Quando il 26 novembre dello scorso anno gli addetti di un noto Hotel di Ginevra ricevettero l’illustre ospite Nico Rosberg sorridendogli un cordiale "Benvenuto Mister Hamilton", il tedesco sdrammatizzò rispondendo "Nessun problema, può capitare, ci somigliamo ed è facile confonderci". Altri tempi. Oggi Rosberg metterebbe subito il muso e Hamilton probabilmente querelerebbe per diffamazione gli incauti receptionisti per uno scambio di persona che farebbe sorridere il mondo intero ma non più loro, coppia scoppiata per eccellenza del paddock di Formula 1.

La loro convivenza in Mercedes è sempre meno semplice, l'amicizia durata anni è un ricordo lontano e non è solo questione di rivalità in pista. Non che Rosberg si diverta a cospargere di infiammabili il retrotreno della monoposto di Hamilton per mandarla arrosto, non fino a questo punto, ma sicuramente ad Hamilton il sospetto che la sua Mercedes non faccia fuoco e fiamme tutta da sola è venuto. Specie dopo quanto è accaduto in seguito all'aver lanciato ufficialmente la sua sfida all'ex amico ora nemico alla vigilia del GP d'Ungheria. La frase "Sto facendo tutto il possibile per competere allo stesso livello di Nico nella lotta per il titolo", riletta con un traduttore simultaneo dalle parole di circostanza al linguaggio diretto suona più o meno come: "Io ce la metto tutta e ce la metterò tutta, ma per quanto possa fare c'è sempre qualcosa che mi frega mentre a lui va tutto dannatamente bene…".

Per cui si spiega anche meglio il perché, complice Giove Pluvio, l’unico fattore variabile che non si può controllare dai box e dal muretto, Lewis abbia impedito a Rosberg di passare nel finale di gara quando, all'Hungaroring, Nico gli è piombato alle spalle idealmente sfanalando come un ossesso. Lewis fino ad allora era già partito dai box, aveva superato lo choc di un botto al primo giro, aveva infilato strategia e sorpassi con il piglio del campione. Chiaro che si sia chiesto: "Perché dovrei dargli strada? Vuole il titolo? Vuole il sorpasso? Beh, se li guadagni". E tanti saluti agli ordini di scuderia, alle urla degli ingegneri al wall, alle inevitabili sfuriate che verranno. Hamilton ha fatto switch off al mondo esterno e ha ragionato in termini elementari ma cementati sul proprio onore: "Il mio lavoro non è cedere il passo e scoprirò chi pensa nel team che sia così. Non avevo motivo per lasciare passare Nico".
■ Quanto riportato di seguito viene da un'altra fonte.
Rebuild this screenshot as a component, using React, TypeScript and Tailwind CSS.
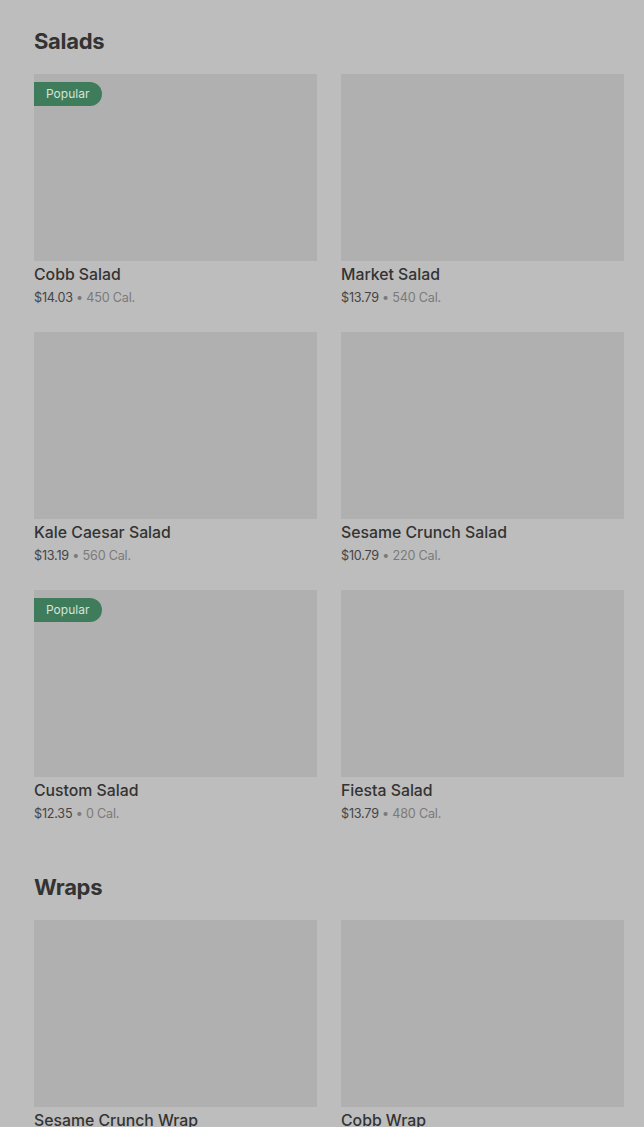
type Item = { name: string; price: string; cal: string; popular?: boolean };

const salads: Item[] = [
  { name: "Cobb Salad", price: "$14.03", cal: "450 Cal.", popular: true },
  { name: "Market Salad", price: "$13.79", cal: "540 Cal." },
  { name: "Kale Caesar Salad", price: "$13.19", cal: "560 Cal." },
  { name: "Sesame Crunch Salad", price: "$10.79", cal: "220 Cal." },
  { name: "Custom Salad", price: "$12.35", cal: "0 Cal.", popular: true },
  { name: "Fiesta Salad", price: "$13.79", cal: "480 Cal." },
];

const wraps: Item[] = [
  { name: "Sesame Crunch Wrap", price: "$11.49", cal: "430 Cal." },
  { name: "Cobb Wrap", price: "$12.59", cal: "510 Cal." },
];

const Card = ({ item }: { item: Item }) => (
  <div className="flex flex-col">
    <div className="relative h-[187px] bg-[#b0b0b0]">
      {item.popular && (
        <span className="absolute left-0 top-2 h-6 pl-3 pr-[13px] rounded-r-full bg-[#3f7c5b] text-[12px] leading-6 text-[#d6e4da]">
          Popular
        </span>
      )}
    </div>
    <div className="mt-[3px] text-[15.8px] leading-[22px] font-medium text-[#333333]">{item.name}</div>
    <div className="mt-[2px] text-[12.6px] leading-[20px] tracking-[-0.2px] text-[#444444]">
      {item.price}
      <span className="text-[#7a7a7a]"> • {item.cal}</span>
    </div>
  </div>
);

const Section = ({ title, items }: { title: string; items: Item[] }) => (
  <section className="pt-[27px] pb-[22px]">
    <h2 className="h-7 text-[22px] leading-7 font-bold tracking-[-0.3px] text-[#333333]">{title}</h2>
    <div className="mt-[19px] grid grid-cols-2 gap-x-6 gap-y-6">
      {items.map((it) => (
        <Card key={it.name} item={it} />
      ))}
    </div>
  </section>
);

export default function App() {
  return (
    <div className="min-h-screen bg-[#bdbdbd] pl-[34px] pr-5 font-['Inter','Liberation_Sans',sans-serif]">
      <Section title="Salads" items={salads} />
      <Section title="Wraps" items={wraps} />
    </div>
  );
}
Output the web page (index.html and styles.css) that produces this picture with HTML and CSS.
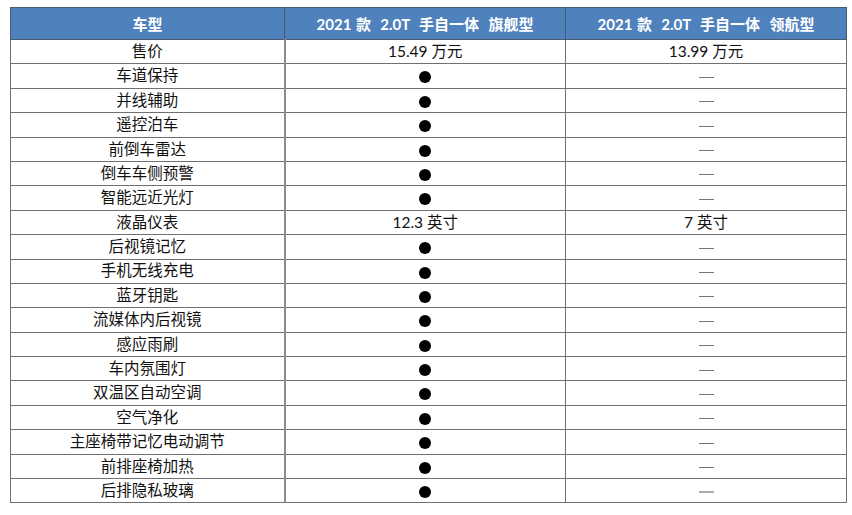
FILE: index.html
```html
<!DOCTYPE html>
<html lang="zh">
<head>
<meta charset="utf-8">
<title>配置对比</title>
<link rel="stylesheet" href="styles.css">
</head>
<body>
<table class="spec">
  <thead>
    <tr class="head-row">
      <th class="c1">车型</th>
      <th class="c2">2021 款&nbsp; 2.0T&nbsp; 手自一体&nbsp; 旗舰型</th>
      <th class="c3">2021 款&nbsp; 2.0T&nbsp; 手自一体&nbsp; 领航型</th>
    </tr>
  </thead>
  <tbody>
    <tr><td>售价</td><td>15.49 万元</td><td>13.99 万元</td></tr>
    <tr><td>车道保持</td><td><span class="dot"></span></td><td><span class="dash"></span></td></tr>
    <tr><td>并线辅助</td><td><span class="dot"></span></td><td><span class="dash"></span></td></tr>
    <tr><td>遥控泊车</td><td><span class="dot"></span></td><td><span class="dash"></span></td></tr>
    <tr><td>前倒车雷达</td><td><span class="dot"></span></td><td><span class="dash"></span></td></tr>
    <tr><td>倒车车侧预警</td><td><span class="dot"></span></td><td><span class="dash"></span></td></tr>
    <tr><td>智能远近光灯</td><td><span class="dot"></span></td><td><span class="dash"></span></td></tr>
    <tr><td>液晶仪表</td><td>12.3 英寸</td><td>7 英寸</td></tr>
    <tr><td>后视镜记忆</td><td><span class="dot"></span></td><td><span class="dash"></span></td></tr>
    <tr><td>手机无线充电</td><td><span class="dot"></span></td><td><span class="dash"></span></td></tr>
    <tr><td>蓝牙钥匙</td><td><span class="dot"></span></td><td><span class="dash"></span></td></tr>
    <tr><td>流媒体内后视镜</td><td><span class="dot"></span></td><td><span class="dash"></span></td></tr>
    <tr><td>感应雨刷</td><td><span class="dot"></span></td><td><span class="dash"></span></td></tr>
    <tr><td>车内氛围灯</td><td><span class="dot"></span></td><td><span class="dash"></span></td></tr>
    <tr><td>双温区自动空调</td><td><span class="dot"></span></td><td><span class="dash"></span></td></tr>
    <tr><td>空气净化</td><td><span class="dot"></span></td><td><span class="dash"></span></td></tr>
    <tr><td>主座椅带记忆电动调节</td><td><span class="dot"></span></td><td><span class="dash"></span></td></tr>
    <tr><td>前排座椅加热</td><td><span class="dot"></span></td><td><span class="dash"></span></td></tr>
    <tr><td>后排隐私玻璃</td><td><span class="dot"></span></td><td><span class="dash light"></span></td></tr>
  </tbody>
</table>
</body>
</html>
```

FILE: styles.css
```css
html, body {
  margin: 0;
  padding: 0;
  background: #ffffff;
}

body {
  padding: 7px 0 0 10px;
  font-family: Lato, "Noto Sans CJK SC", sans-serif;
  color: #111;
}

.spec {
  border-collapse: collapse;
  table-layout: fixed;
  width: 833px;
}

.spec th,
.spec td {
  padding: 0;
  text-align: center;
  vertical-align: middle;
  white-space: nowrap;
}

.spec th {
  height: 31px;
  background: #4f81bd;
  color: #ffffff;
  font-size: 15px;
  font-weight: 700;
  word-spacing: 1px;
  border: 1px solid #4a5a70;
}

.spec th.c1 { width: 273px; }
.spec th.c2 { width: 280px; }
.spec th.c3 { width: 280px; }

.spec td {
  height: 23.4px;
  font-size: 15.5px;
  line-height: 1;
  border: 1px solid #707070;
}

.spec tbody td:first-child {
  border-right: 2px solid #8c8c8c;
}

.dot {
  display: inline-block;
  width: 12px;
  height: 12px;
  border-radius: 50%;
  background: #000;
  vertical-align: middle;
}

.dash {
  display: inline-block;
  width: 15px;
  height: 1px;
  background: #777;
  vertical-align: middle;
}

.dash.light {
  background: #aaa;
  height: 2px;
}
```
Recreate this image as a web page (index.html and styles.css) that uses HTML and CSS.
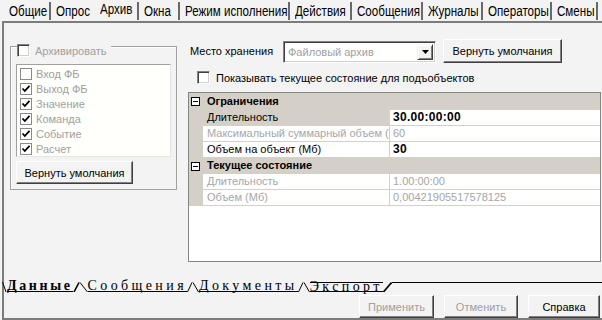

Toccherà a Toto Wolff e Niki Lauda dirimere la questione e azionare gli estintori. Lauda dà ragione a Lewis, Wolff cerca la via della diplomazia. Ma appare chiaro che Hamilton si sente di troppo in un team che anche per logiche di mercato ha puntato sul pilota nazionale, ora che Mercedes domina, che Michael Schumacher non è più purtroppo spendibile, che Vettel latita e subisce da Ricciardo. La Germania campione del mondo di calcio (e ricordata dalle 4 stelle appiccicate da Rosberg sul casco) vuole confermarsi nazione regina dello sport e il matrimonio prolungato con Nico merita un regalo speciale: il titolo iridato. A qualunque prezzo.

Ma Hamilton non è disposto a pagarne neppure una quota. Lui corre per vincere, lui ha fatto a sportellate con tutti, lui è un ex campione del mondo. Ed ha ancora un futuro radioso da difendere: e probabilmente non gli importa già più se accadrà con la stella a tre punte sul cofano motore o con chissà quale altro marchio. E se fosse un cavallino?